La légende qui voulait que les Capétiens descendissent d’un riche boucher de Paris fut répandue en France par la Chanson de geste de Hugues Capet, pamphlet composé aux premières années du XIVème siècle et vite oublié, sauf par Dante et plus tard par François Villon.
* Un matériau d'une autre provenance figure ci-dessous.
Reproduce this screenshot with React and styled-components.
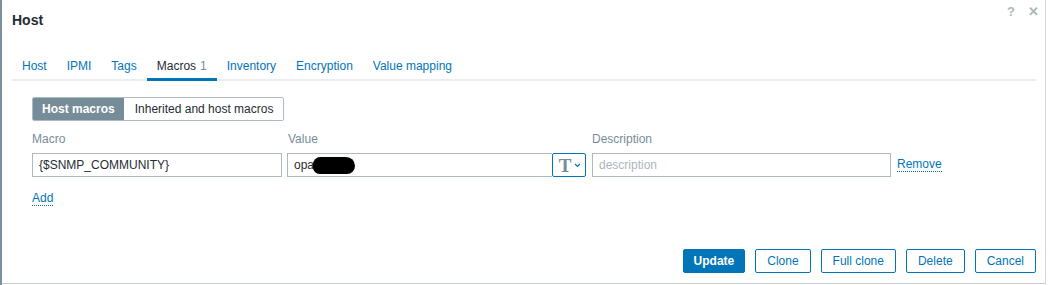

Dante accuse également Hugues Capet d’avoir déposé l’héritier légitime et de l’avoir enfermé dans un cloître. C’est là une confusion entre la fin des Mérovingiens et la fin des Carolingiens ; ce fut en effet le dernier roi de la première dynastie, Chilpéric III, qui fut enfermé dans un couvent. Le dernier descendant légitime de Charlemagne, à la mort de Louis V le Fainéant, était le duc Charles de Lorraine, qui voulut disputer le trône à Hugues Capet ; et ce n’est pas au cloître que le duc de Lorraine finit, mais dans une prison où l’avait jeté le duc de France.

Lorsque, au XVIème siècle, François Ier, se faisant lire sur le conseil de sa sœur la Divine Comédie, entendit le passage concernant les Capétiens, il arrêta le lecteur, s’écria : « Ah ! Le méchant poète qui honnit ma maison ! », et refusa d’écouter davantage.